- [INSTRUCTION] Reproduce all the lines exactly as they stand, apart from the pictures.

■ ■ ■ ■ ■ ■ ■

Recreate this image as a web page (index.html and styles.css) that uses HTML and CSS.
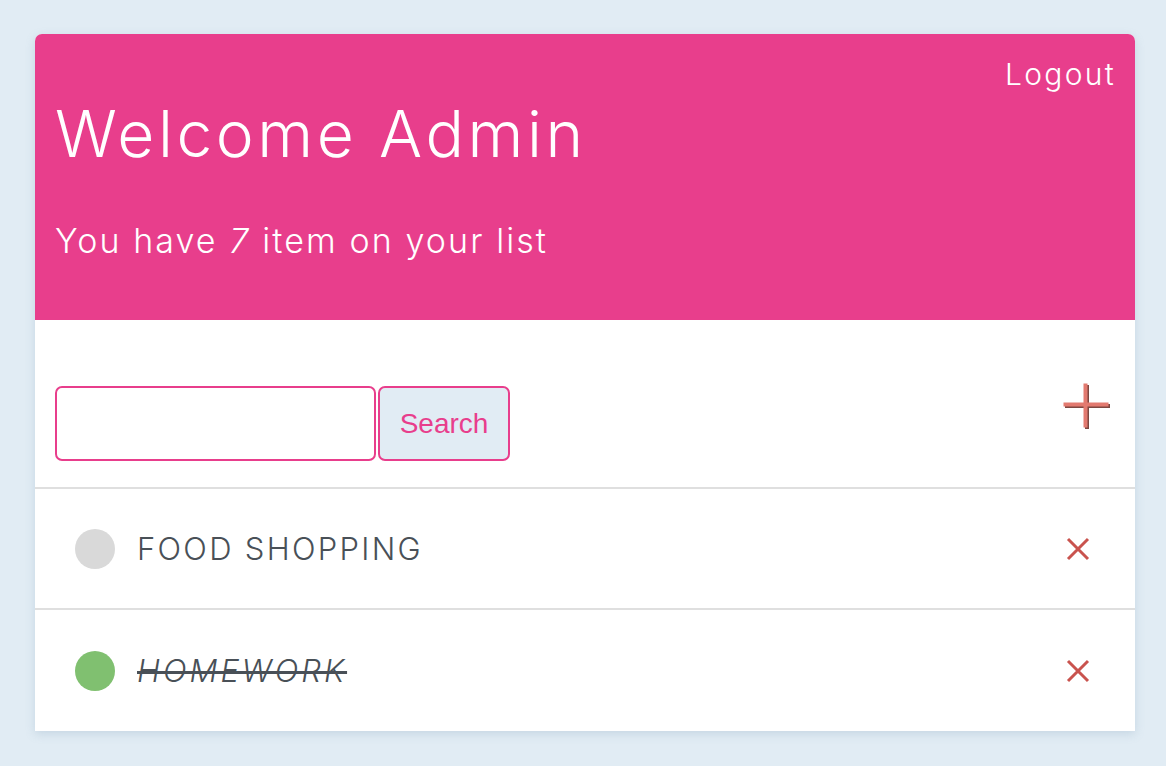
FILE: index.html
```html
<!DOCTYPE html>
<html>
<head>
<meta charset="utf-8">
<link rel="stylesheet" href="styles.css">
</head>
<body>
<div class="card">
  <header class="header">
    <div class="header-top"><a class="logout">Logout</a></div>
    <h1 class="title">Welcome Admin</h1>
    <p class="subtitle">You have <em>7</em> item on your list</p>
  </header>
  <div class="toolbar">
    <form class="search">
      <input class="search-input" type="text">
      <button class="search-btn" type="button">Search</button>
    </form>
    <svg class="add" width="50" height="48" viewBox="0 0 50 48">
      <rect x="23" y="2" width="4" height="44" fill="#7e4741"/>
      <rect x="3" y="21" width="45" height="4" fill="#7e4741"/>
      <rect x="21.5" y="0.5" width="4" height="44" fill="#e37a70"/>
      <rect x="1.5" y="19.5" width="45" height="4" fill="#e37a70"/>
    </svg>
  </div>
  <ul class="list">
    <li class="item">
      <span class="dot"></span>
      <span class="label">FOOD SHOPPING</span>
      <svg class="del" width="24" height="24" viewBox="0 0 24 24"><path d="M2 2L22 22M22 2L2 22" stroke="#c9534e" stroke-width="3"/></svg>
    </li>
    <li class="item done">
      <span class="dot"></span>
      <span class="label">HOMEWORK</span>
      <svg class="del" width="24" height="24" viewBox="0 0 24 24"><path d="M2 2L22 22M22 2L2 22" stroke="#c9534e" stroke-width="3"/></svg>
    </li>
  </ul>
</div>
</body>
</html>
```

FILE: styles.css
```css
* { box-sizing: border-box; }
html, body { margin: 0; padding: 0; }
body {
  background: #e1ecf4;
  font-family: Inter, "Open Sans", sans-serif;
  font-weight: 300;
  padding: 34px 31px 0 35px;
  height: 766px;
  overflow: hidden;
}
.card {
  width: 1100px;
  background: #fff;
  border-radius: 7px 7px 0 0;
  box-shadow: 0 3px 10px rgba(120, 150, 180, 0.25);
}
.header {
  background: #e83e8c;
  color: #fff;
  height: 286px;
  padding: 20px 21px 0 20px;
  border-radius: 7px 7px 0 0;
}
.header-top { display: flex; justify-content: flex-end; }
.logout { font-size: 30px; line-height: 40px; letter-spacing: 2.3px; margin-right: -2px; }
.title {
  margin: 0;
  font-weight: 300;
  font-size: 64px;
  line-height: 80px;
  margin-top: 0;
  letter-spacing: 3.6px;
}
.subtitle {
  margin: 47px 0 0;
  font-size: 34px;
  line-height: 40px;
  letter-spacing: 2.1px;
}
.subtitle em { font-style: italic; }
.toolbar {
  display: flex;
  align-items: center;
  justify-content: space-between;
  padding: 66px 23px 26px 20px;
  border-bottom: 2px solid #dfdfdf;
}
.search { display: flex; gap: 2px; }
.search-input {
  width: 321px;
  height: 75px;
  border: 2px solid #e83e8c;
  border-radius: 7px;
  background: #fff;
}
.search-btn {
  width: 132px;
  height: 75px;
  border: 2px solid #e83e8c;
  border-radius: 7px;
  background: #e1ecf4;
  color: #e83e8c;
  font-family: "Liberation Sans", Arial, sans-serif;
  font-size: 28px;
  padding: 0;
}
.add { margin-top: -34px; }
.list { list-style: none; margin: 0; padding: 0; }
.item {
  display: flex;
  align-items: center;
  height: 121px;
  padding: 0 45px 0 40px;
  border-bottom: 2px solid #dfdfdf;
  color: #495057;
}
.item:last-child { border-bottom: none; }
.dot {
  width: 40px;
  height: 40px;
  border-radius: 50%;
  background: #d9d9d9;
  flex: none;
}
.done .dot { background: #80c070; }
.label {
  margin-left: 22px;
  font-size: 31px;
  flex: 1;
  letter-spacing: 2.3px;
}
.done .label {
  font-style: italic;
  letter-spacing: 3px;
  text-decoration: line-through;
  text-decoration-thickness: 3px;
}
.del { flex: none; }
```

■ ■ ■ ■ ■ ■ ■

- [ANSWER FOR THE TASK]
Recreate this image as a web page (index.html and styles.css) that uses HTML and CSS.
FILE: index.html
```html
<!DOCTYPE html>
<html>
<head>
<meta charset="utf-8">
<link rel="stylesheet" href="styles.css">
</head>
<body>
<div class="card">
  <header class="header">
    <div class="header-top"><a class="logout">Logout</a></div>
    <h1 class="title">Welcome Admin</h1>
    <p class="subtitle">You have <em>7</em> item on your list</p>
  </header>
  <div class="toolbar">
    <form class="search">
      <input class="search-input" type="text">
      <button class="search-btn" type="button">Search</button>
    </form>
    <svg class="add" width="50" height="48" viewBox="0 0 50 48">
      <rect x="23" y="2" width="4" height="44" fill="#7e4741"/>
      <rect x="3" y="21" width="45" height="4" fill="#7e4741"/>
      <rect x="21.5" y="0.5" width="4" height="44" fill="#e37a70"/>
      <rect x="1.5" y="19.5" width="45" height="4" fill="#e37a70"/>
    </svg>
  </div>
  <ul class="list">
    <li class="item">
      <span class="dot"></span>
      <span class="label">FOOD SHOPPING</span>
      <svg class="del" width="24" height="24" viewBox="0 0 24 24"><path d="M2 2L22 22M22 2L2 22" stroke="#c9534e" stroke-width="3"/></svg>
    </li>
    <li class="item done">
      <span class="dot"></span>
      <span class="label">HOMEWORK</span>
      <svg class="del" width="24" height="24" viewBox="0 0 24 24"><path d="M2 2L22 22M22 2L2 22" stroke="#c9534e" stroke-width="3"/></svg>
    </li>
  </ul>
</div>
</body>
</html>
```

FILE: styles.css
```css
* { box-sizing: border-box; }
html, body { margin: 0; padding: 0; }
body {
  background: #e1ecf4;
  font-family: Inter, "Open Sans", sans-serif;
  font-weight: 300;
  padding: 34px 31px 0 35px;
  height: 766px;
  overflow: hidden;
}
.card {
  width: 1100px;
  background: #fff;
  border-radius: 7px 7px 0 0;
  box-shadow: 0 3px 10px rgba(120, 150, 180, 0.25);
}
.header {
  background: #e83e8c;
  color: #fff;
  height: 286px;
  padding: 20px 21px 0 20px;
  border-radius: 7px 7px 0 0;
}
.header-top { display: flex; justify-content: flex-end; }
.logout { font-size: 30px; line-height: 40px; letter-spacing: 2.3px; margin-right: -2px; }
.title {
  margin: 0;
  font-weight: 300;
  font-size: 64px;
  line-height: 80px;
  margin-top: 0;
  letter-spacing: 3.6px;
}
.subtitle {
  margin: 47px 0 0;
  font-size: 34px;
  line-height: 40px;
  letter-spacing: 2.1px;
}
.subtitle em { font-style: italic; }
.toolbar {
  display: flex;
  align-items: center;
  justify-content: space-between;
  padding: 66px 23px 26px 20px;
  border-bottom: 2px solid #dfdfdf;
}
.search { display: flex; gap: 2px; }
.search-input {
  width: 321px;
  height: 75px;
  border: 2px solid #e83e8c;
  border-radius: 7px;
  background: #fff;
}
.search-btn {
  width: 132px;
  height: 75px;
  border: 2px solid #e83e8c;
  border-radius: 7px;
  background: #e1ecf4;
  color: #e83e8c;
  font-family: "Liberation Sans", Arial, sans-serif;
  font-size: 28px;
  padding: 0;
}
.add { margin-top: -34px; }
.list { list-style: none; margin: 0; padding: 0; }
.item {
  display: flex;
  align-items: center;
  height: 121px;
  padding: 0 45px 0 40px;
  border-bottom: 2px solid #dfdfdf;
  color: #495057;
}
.item:last-child { border-bottom: none; }
.dot {
  width: 40px;
  height: 40px;
  border-radius: 50%;
  background: #d9d9d9;
  flex: none;
}
.done .dot { background: #80c070; }
.label {
  margin-left: 22px;
  font-size: 31px;
  flex: 1;
  letter-spacing: 2.3px;
}
.done .label {
  font-style: italic;
  letter-spacing: 3px;
  text-decoration: line-through;
  text-decoration-thickness: 3px;
}
.del { flex: none; }
```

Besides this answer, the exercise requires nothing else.